For more information, please visit ChiappaFirearms.com.
Colt Mustang XSP .380 ACP
By Jorge Amselle
With its high-strength, all-polymer frame, the XSP is almost a full ounce lighter than its already lightweight predecessor, the Colt Mustang Pocketlite. At the front there is an integral SAAMI-spec rimfire accessory dovetail mount. Specifically designed lights and laser units to fit this rail are expected and will significantly increase the versatility of this tiny pistol. The triggerguard is distinctly squared off and features an added lip at the front bottom section.
At the rear of the triggerguard, just below the magazine release, the frame has a smooth indentation that allows for a slightly higher grip on the gun. In my case, I was able to get two full fingers onto the grip. This not only makes the gun more comfortable and controllable to hold and shoot, but it also raises the hand to be more in line with the axis of the barrel, which helps to reduce muzzle flip and perceived recoil. A channel has been carved out on the left side of the grip to provide faster and easier access to the magazine release, and there are molded thumb rests at the top of the grip on both sides.
The grip panels are, of course, part of the frame, a fact some shooters may dislike, as they cannot customize their grip choices. However, these are very comfortable and fill the hand while not being overly wide. The sides of the grip feature a pebbled texture, while the front and rear sections feature some aggressive, molded-in checkering that helps you maintain control of the pistol even under inclement conditions. At the rear of the grip is a well-designed beavertail that is comfortable and allows for a high handhold while preventing hammer bite.
The slide on the Colt XSP also carries its own distinct improvements. Machined from solid stainless steel bar stock using CNC equipment, Colt achieves very high tolerances. The ejection port has been lowered to provide for reliable ejection, and the slide serrations have been widened and deepened. This makes weapon manipulation much easier and faster for reloads or in case of a malfunction. The slide also features a sweat-, weather- and corrosion-resistant satin black finish in what Colt calls “diamond-like carbon,” or DLC. As to be expected, it is very attractive and well applied.
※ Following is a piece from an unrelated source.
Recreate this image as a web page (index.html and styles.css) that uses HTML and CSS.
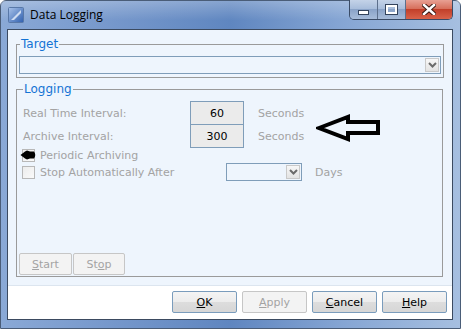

Another improvement comes in the sights. These are described as “high profile,” but they seemed pretty small to me. They are real sights, which is nice to see on such a small pocket pistol, and both the front and rear sights are dovetailed into the slide. This makes it much easier to change the sights later to something the user may prefer. The sights that are included are plain black, which would make them very hard to pick up in a low-light situation. A high-visibility front sight would be a welcome improvement.
For more information, please visit Colt.com.
Glock 22 Gen4 .40
By William Bell
The .40-caliber Glock 22 was introduced in 1990. Unlike a number of contemporary .40s that had 10-round magazines, the G22 boasted a 15+1 capacity, and for a service-sized pistol with a 4.48-inch barrel and an overall length of 7.95 inches, it had an unloaded weight of 25.59 ounces—due in large part to its polymer frame and integral grips. Trust me, when you’ve been wearing a duty belt as long as I have, any weight reduction is a blessing.
As cops transitioned from DA revolvers, a lot of administrators felt that having an autoloader that was simple to operate and shoot, like the older wheelguns, was a good idea. The Glock Safe Action is, in simple terms, a striker-fired mechanism where you pull the trigger and it shoots—there’s no safety to manipulate, no hammer drop to remember when the shooting is done. Passive internal safeties keep it from firing unless the trigger is intentionally pulled, and different trigger pull weights are available; 5.5 pounds is standard.
Another feature is the barrel’s hexagonal rifling, which does not have conventionally cut lands and grooves. The rifling has a right-hand, 1-in-9.84-inch twist and provides a better bullet seal in the barrel, which increases velocity and potential accuracy. The G22’s sights are fixed, with a white-dot front sight and a white-outlined rear notch. Night sights are available, and I’d take them, as they are in a three-dot configuration and made of steel.
My test gun, as its name implies, is a fourth-generation G22. The Gen2 came along in 1988, and the most obvious features were checkering and memory grooves on the frontstrap of the grip frame, plus serrations on the backstrap. In the late ’90s, the Gen3 came along, which added small thumb rests, an accessory rail and a loaded-chamber indicator. The Gen4 (circa 2010) evolution added interchangeable backstraps for better individual ergonomics. They come in small, medium and large sizes to accommodate different hand sizes, and the “checkering” on the front, back and sides of the grip consists of tiny, raised squares that provide a remarkably firm grip surface. Another exterior feature is the magazine catch, which has been enlarged for easier purchase and is reversible for left-handers. Internally, the G22 Gen4 now has a dual recoil spring assembly. This spring-within-a-spring setup better absorbs the shock of firing and recoil, thus providing a longer service life for the pistol.